Problem description: Give only one thing: the number of lines that include the word "this".

***** Data supplied

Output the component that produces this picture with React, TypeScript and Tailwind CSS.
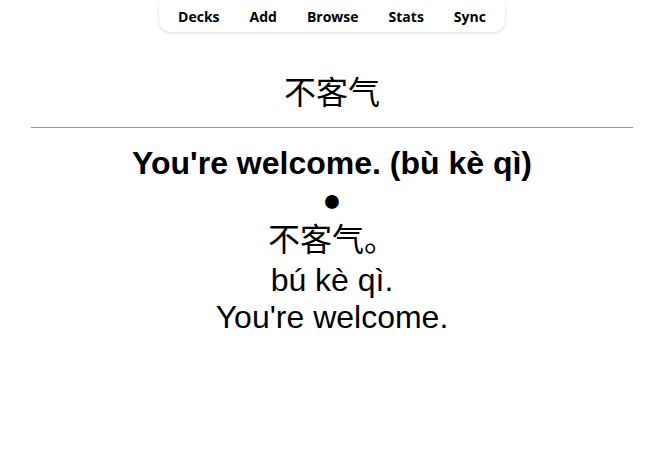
export default function App() {
  const links = ["Decks", "Add", "Browse", "Stats", "Sync"];
  return (
    <div className="min-h-screen bg-white text-black">
      <div className="flex justify-center">
        <nav className="flex h-[32px] w-[346px] items-center justify-center rounded-b-[12px] bg-white shadow-[0_1px_3px_rgba(0,0,0,0.15)] [font-family:'Open_Sans',sans-serif]">
          {links.map((l) => (
            <span key={l} className="px-[15px] text-[14px] font-bold">
              {l}
            </span>
          ))}
        </nav>
      </div>
      <div className="px-[31px] pt-[40px] text-center text-[32px] [font-family:'Liberation_Sans','Noto_Sans_CJK_SC',sans-serif]">
        <div className="leading-[42px]">不客气</div>
        <hr className="mt-[13px] border-t border-[#9a9a9a]" />
        <div className="mt-[17px] font-bold leading-[37px]">You're welcome. (bù kè qì)</div>
        <div className="leading-[37px]">●</div>
        <div className="leading-[43px]">不客气。</div>
        <div className="leading-[37px]">bú kè qì.</div>
        <div className="leading-[36px]">You're welcome.</div>
      </div>
    </div>
  );
}
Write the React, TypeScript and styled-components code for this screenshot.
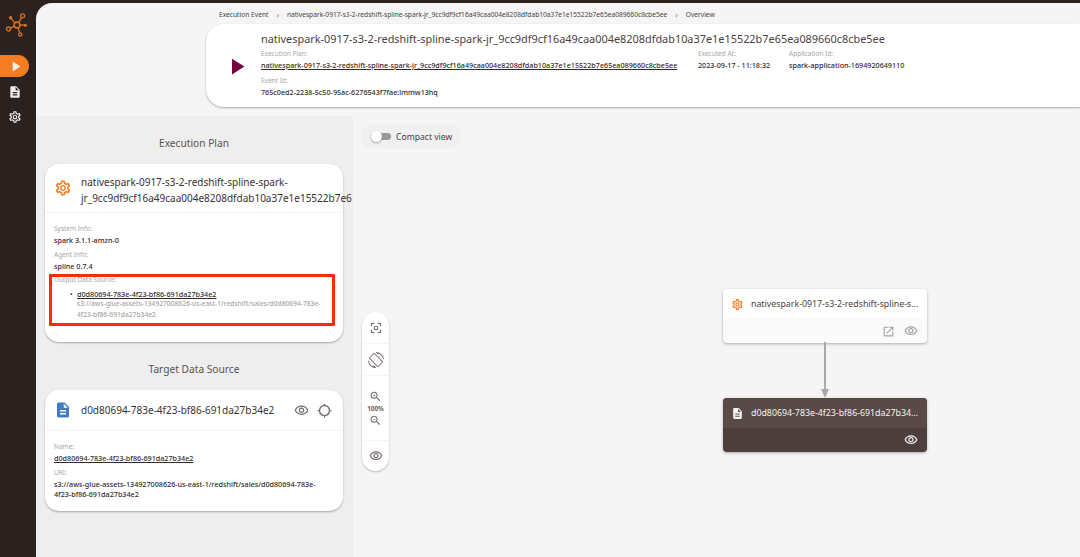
import React from 'react';
import styled, { createGlobalStyle } from 'styled-components';
import {
  MdPlayArrow,
  MdDescription,
  MdOutlineSettings,
  MdOutlineCenterFocusWeak,
  MdOutlineScreenRotation,
  MdOutlineZoomIn,
  MdOutlineZoomOut,
  MdOutlineVisibility,
  MdOutlineGpsNotFixed,
  MdOutlineOpenInNew,
} from 'react-icons/md';

const PLAN_NAME = 'nativespark-0917-s3-2-redshift-spline-spark-jr_9cc9df9cf16a49caa004e8208dfdab10a37e1e15522b7e65ea089660c8cbe5ee';
const DS_NAME = 'd0d80694-783e-4f23-bf86-691da27b34e2';
const DS_URI = 's3://aws-glue-assets-134927008626-us-east-1/redshift/sales/d0d80694-783e-4f23-bf86-691da27b34e2';

const GlobalStyle = createGlobalStyle`
  html, body {
    margin: 0;
    padding: 0;
    height: 100%;
    overflow: hidden;
  }
  body {
    font-family: "Noto Sans", "Open Sans", sans-serif;
    color: #3a3231;
  }
`;

const Shell = styled.div`
  display: flex;
  width: 1080px;
  height: 557px;
  background: #2b2220;
  padding-top: 3px;
  box-sizing: border-box;
  overflow: hidden;
`;

const Sidebar = styled.nav`
  width: 36px;
  flex: none;
  display: flex;
  flex-direction: column;
  align-items: flex-start;
`;

const Logo = styled.div`
  height: 52px;
  width: 36px;
  padding-top: 9px;
  padding-left: 5px;
  box-sizing: border-box;
`;

const NavItem = styled.div<{ $active?: boolean }>`
  width: 29px;
  height: ${(p) => (p.$active ? '22px' : '25px')};
  margin-bottom: ${(p) => (p.$active ? '2px' : '0')};
  display: flex;
  align-items: center;
  justify-content: center;
  padding-left: 1px;
  box-sizing: border-box;
  background: ${(p) => (p.$active ? '#f57c20' : 'transparent')};
  border-radius: 0 11px 11px 0;
  color: #f2efee;
`;

const Main = styled.main`
  flex: 1;
  display: flex;
  flex-direction: column;
  background: #f5f5f5;
  border-top-left-radius: 16px;
  overflow: hidden;
`;

const Head = styled.header`
  height: 113px;
  flex: none;
  padding-left: 170px;
  box-sizing: border-box;
  display: flex;
  flex-direction: column;
`;

const Breadcrumb = styled.div`
  height: 21px;
  display: flex;
  align-items: center;
  gap: 8px;
  padding-left: 13px;
  padding-top: 1px;
  box-sizing: border-box;
  font-size: 6.65px;
  color: #4d4442;
  white-space: nowrap;
`;

const Crumb = styled.span``;

const Chevron = styled.span`
  color: #8c8482;
  font-size: 8px;
`;

const HeadCard = styled.section`
  height: 83px;
  background: #fff;
  border-radius: 18px 0 0 18px;
  box-shadow: 0 1px 2px rgba(0, 0, 0, 0.3);
  display: flex;
`;

const PlayBox = styled.div`
  width: 55px;
  flex: none;
  display: flex;
  align-items: center;
  justify-content: center;
  color: #78003c;
  padding-left: 6px;
  padding-top: 1px;
  box-sizing: border-box;
`;

const HeadBody = styled.div`
  flex: 1;
  padding-top: 6px;
`;

const HeadTitle = styled.div`
  font-size: 10.9px;
  line-height: 18px;
  color: #4a4140;
  white-space: nowrap;
  margin-bottom: 1px;
`;

const MetaRow = styled.div`
  display: flex;
`;

const MetaCol = styled.div<{ $w?: number }>`
  width: ${(p) => (p.$w ? `${p.$w}px` : 'auto')};
  flex: none;
`;

const Label = styled.div`
  font-size: 6.5px;
  line-height: 10px;
  color: #aaa5a4;
  white-space: nowrap;
`;

const Value = styled.div<{ $link?: boolean; $muted?: boolean }>`
  font-size: ${(p) => (p.$muted ? '6.7px' : '7.2px')};
  line-height: ${(p) => (p.$muted ? '11px' : '10.5px')};
  font-weight: 500;
  color: ${(p) => (p.$muted ? '#a9a4a3' : '#322a29')};
  text-decoration: ${(p) => (p.$link ? 'underline' : 'none')};
  margin-top: 1px;
  margin-bottom: 5px;
`;

const Content = styled.div`
  flex: 1;
  display: flex;
  min-height: 0;
`;

const LeftPanel = styled.aside`
  width: 318px;
  flex: none;
  background: #eeeeee;
  border-right: 1px solid #f9f9f9;
  padding: 0 9px;
  box-sizing: border-box;
`;

const PanelTitle = styled.h2`
  margin: 0;
  height: 48px;
  display: flex;
  align-items: center;
  justify-content: center;
  padding-top: 5px;
  padding-right: 1px;
  box-sizing: border-box;
  font-size: 10.2px;
  font-weight: 400;
  color: #5a5250;
`;

const Card = styled.section<{ $h: number }>`
  width: 298px;
  height: ${(p) => p.$h}px;
  background: #fff;
  border-radius: 14px;
  box-shadow: 0 1px 2px rgba(0, 0, 0, 0.3);
  box-sizing: border-box;
`;

const CardHead = styled.div<{ $h: number }>`
  height: ${(p) => p.$h}px;
  display: flex;
  align-items: center;
  padding: 0 11px 0 9px;
  gap: 9px;
  border-bottom: 1px solid #f4f4f4;
  box-sizing: border-box;
`;

const CardTitle = styled.div<{ $wrap?: boolean }>`
  flex: 1;
  font-size: 10px;
  line-height: 16px;
  padding-top: ${(p) => (p.$wrap ? '3px' : '0')};
  color: #3a3231;
  min-width: 0;
  white-space: ${(p) => (p.$wrap ? 'normal' : 'nowrap')};
`;

const Overflowing = styled.span`
  display: block;
  white-space: nowrap;
`;

const CardActions = styled.div`
  display: flex;
  gap: 8px;
  color: #75696a;
`;

const CardBody = styled.div<{ $top: number }>`
  padding: ${(p) => p.$top}px 16px 0 9px;

  ${Value} {
    margin-bottom: 4px;
  }
`;

const Highlight = styled.div`
  position: relative;
  margin-top: 1px;
`;

const RedBox = styled.div`
  position: absolute;
  left: -5px;
  top: -1px;
  width: 286px;
  height: 52px;
  border: 3px solid #fb2a0c;
  box-sizing: border-box;
  pointer-events: none;
`;

const SourceItem = styled.div`
  position: relative;
  margin-top: 4px;
  padding-left: 23px;

  &::before {
    content: '•';
    position: absolute;
    left: 16px;
    top: 1px;
    font-size: 7px;
    line-height: 10px;
    color: #322a29;
  }
`;

const SourceUri = styled.div`
  padding-left: 23px;
  margin-top: -6px;
`;

const Canvas = styled.div`
  flex: 1;
  position: relative;
  background: #f5f5f5;
`;

const CompactPill = styled.div`
  position: absolute;
  left: 7px;
  top: 8px;
  height: 25px;
  width: 100px;
  border-radius: 13px;
  background: #f0f0f0;
  display: flex;
  align-items: center;
  gap: 5px;
  padding-left: 10px;
  box-sizing: border-box;
  font-size: 8.6px;
  color: #4a4140;
`;

const SwitchTrack = styled.span`
  position: relative;
  width: 20px;
  height: 7px;
  border-radius: 4px;
  background: #9a9a9a;
`;

const SwitchThumb = styled.span`
  position: absolute;
  left: 0;
  top: -2px;
  width: 11px;
  height: 11px;
  border-radius: 50%;
  background: #fff;
  box-shadow: 0 1px 2px rgba(0, 0, 0, 0.35);
`;

const Toolbar = styled.div`
  position: absolute;
  left: 8px;
  top: 196px;
  width: 27px;
  background: #fff;
  border-radius: 14px;
  box-shadow: 0 1px 2px rgba(0, 0, 0, 0.25);
  display: flex;
  flex-direction: column;
  color: #7b6f6d;
`;

const ToolGroup = styled.div<{ $h: number }>`
  height: ${(p) => p.$h}px;
  display: flex;
  flex-direction: column;
  align-items: center;
  justify-content: center;
  border-bottom: 1px solid #f4f4f4;
  box-sizing: border-box;
  &:last-child {
    border-bottom: 0;
  }
`;

const ZoomText = styled.div`
  font-size: 6.4px;
  font-weight: 700;
  line-height: 11px;
  color: #6c5f5c;
`;

const Node = styled.div<{ $dark?: boolean; $top: number }>`
  position: absolute;
  left: 369px;
  top: ${(p) => p.$top}px;
  width: 204px;
  height: 54px;
  border-radius: 4px;
  overflow: hidden;
  box-shadow: 0 1px 3px rgba(0, 0, 0, 0.3);
  background: ${(p) => (p.$dark ? '#4d3f3d' : '#fafafa')};
  color: ${(p) => (p.$dark ? '#f5f2f1' : '#4a4140')};
`;

const NodeHead = styled.div<{ $dark?: boolean }>`
  height: 30px;
  display: flex;
  align-items: center;
  gap: 7px;
  padding: 0 8px;
  background: ${(p) => (p.$dark ? '#5a4a47' : '#fff')};
  box-sizing: border-box;
`;

const NodeTitle = styled.div`
  flex: 1;
  min-width: 0;
  font-size: 8.8px;
  overflow: hidden;
  white-space: nowrap;
  text-overflow: ellipsis;
`;

const NodeFoot = styled.div<{ $dark?: boolean }>`
  height: 24px;
  display: flex;
  align-items: center;
  justify-content: flex-end;
  gap: 9px;
  padding-right: 9px;
  color: ${(p) => (p.$dark ? '#f5f2f1' : '#a6a09e')};
`;

const Edge = styled.svg`
  position: absolute;
  left: 465px;
  top: 226px;
`;

const LogoMark = () => (
  <svg width="26" height="26" viewBox="0 0 26 26" fill="none" stroke="#d9701f" strokeWidth="1.3">
    <circle cx="12" cy="13" r="2.9" strokeWidth="1.6" />
    <circle cx="17.6" cy="3.8" r="2" />
    <circle cx="3.5" cy="17" r="2" />
    <circle cx="15.3" cy="22.4" r="1.6" />
    <path d="M13.6 10.6 16.6 5.6M9.4 14.3 5.3 16.2M13 16 14.8 20.8M9.8 10.9 6.2 6.6M14.8 13 19.5 13.2" />
    <circle cx="5.6" cy="5.8" r="1.1" fill="#d9701f" />
    <circle cx="20.3" cy="13.3" r="1" fill="#d9701f" />
  </svg>
);

export default function App() {
  return (
    <>
      <GlobalStyle />
      <Shell>
        <Sidebar>
          <Logo>
            <LogoMark />
          </Logo>
          <NavItem $active>
            <MdPlayArrow size={17} />
          </NavItem>
          <NavItem>
            <MdDescription size={14} />
          </NavItem>
          <NavItem>
            <MdOutlineSettings size={14} />
          </NavItem>
        </Sidebar>

        <Main>
          <Head>
            <Breadcrumb>
              <Crumb>Execution Event</Crumb>
              <Chevron>›</Chevron>
              <Crumb>{PLAN_NAME}</Crumb>
              <Chevron>›</Chevron>
              <Crumb>Overview</Crumb>
            </Breadcrumb>
            <HeadCard>
              <PlayBox>
                <MdPlayArrow size={27} />
              </PlayBox>
              <HeadBody>
                <HeadTitle>{PLAN_NAME}</HeadTitle>
                <MetaRow>
                  <MetaCol $w={437}>
                    <Label>Execution Plan:</Label>
                    <Value $link>{PLAN_NAME}</Value>
                    <Label>Event Id:</Label>
                    <Value>765c0ed2-2238-5c50-95ac-6276543f7fae:lmmw13hq</Value>
                  </MetaCol>
                  <MetaCol $w={91}>
                    <Label>Executed At:</Label>
                    <Value>2023-09-17 - 11:18:32</Value>
                  </MetaCol>
                  <MetaCol>
                    <Label>Application Id:</Label>
                    <Value>spark-application-1694920649110</Value>
                  </MetaCol>
                </MetaRow>
              </HeadBody>
            </HeadCard>
          </Head>

          <Content>
            <LeftPanel>
              <PanelTitle>Execution Plan</PanelTitle>
              <Card $h={178}>
                <CardHead $h={49}>
                  <MdOutlineSettings size={18} color="#f57c20" />
                  <CardTitle $wrap>
                    nativespark-0917-s3-2-redshift-spline-spark-
                    <Overflowing>jr_9cc9df9cf16a49caa004e8208dfdab10a37e1e15522b7e6</Overflowing>
                  </CardTitle>
                </CardHead>
                <CardBody $top={11}>
                  <Label>System Info:</Label>
                  <Value>spark 3.1.1-amzn-0</Value>
                  <Label>Agent Info:</Label>
                  <Value>spline 0.7.4</Value>
                  <Highlight>
                    <RedBox />
                    <Label>Output Data Source:</Label>
                    <SourceItem>
                      <Value $link>{DS_NAME}</Value>
                    </SourceItem>
                    <SourceUri>
                      <Value $muted>{DS_URI}</Value>
                    </SourceUri>
                  </Highlight>
                </CardBody>
              </Card>

              <PanelTitle>Target Data Source</PanelTitle>
              <Card $h={121}>
                <CardHead $h={41}>
                  <MdDescription size={18} color="#3f7cc4" />
                  <CardTitle>{DS_NAME}</CardTitle>
                  <CardActions>
                    <MdOutlineVisibility size={15} />
                    <MdOutlineGpsNotFixed size={15} />
                  </CardActions>
                </CardHead>
                <CardBody $top={11}>
                  <Label>Name:</Label>
                  <Value $link>{DS_NAME}</Value>
                  <Label>URI:</Label>
                  <Value>{DS_URI}</Value>
                </CardBody>
              </Card>
            </LeftPanel>

            <Canvas>
              <CompactPill>
                <SwitchTrack>
                  <SwitchThumb />
                </SwitchTrack>
                Compact view
              </CompactPill>

              <Toolbar>
                <ToolGroup $h={32}>
                  <MdOutlineCenterFocusWeak size={14} />
                </ToolGroup>
                <ToolGroup $h={32}>
                  <MdOutlineScreenRotation size={16} />
                </ToolGroup>
                <ToolGroup $h={65}>
                  <MdOutlineZoomIn size={13} />
                  <ZoomText>100%</ZoomText>
                  <MdOutlineZoomOut size={13} />
                </ToolGroup>
                <ToolGroup $h={30}>
                  <MdOutlineVisibility size={14} />
                </ToolGroup>
              </Toolbar>

              <Node $top={173}>
                <NodeHead>
                  <MdOutlineSettings size={13} color="#f57c20" />
                  <NodeTitle>{PLAN_NAME}</NodeTitle>
                </NodeHead>
                <NodeFoot>
                  <MdOutlineOpenInNew size={13} />
                  <MdOutlineVisibility size={14} />
                </NodeFoot>
              </Node>

              <Edge width="12" height="56" viewBox="0 0 12 56">
                <path d="M6 0V48" stroke="#a8a8a8" strokeWidth="2" />
                <path d="M2 47h8l-4 9z" fill="#a8a8a8" />
              </Edge>

              <Node $dark $top={282}>
                <NodeHead $dark>
                  <MdDescription size={13} />
                  <NodeTitle>{DS_NAME}</NodeTitle>
                </NodeHead>
                <NodeFoot $dark>
                  <MdOutlineVisibility size={14} />
                </NodeFoot>
              </Node>
            </Canvas>
          </Content>
        </Main>
      </Shell>
    </>
  );
}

**********

Final result: 2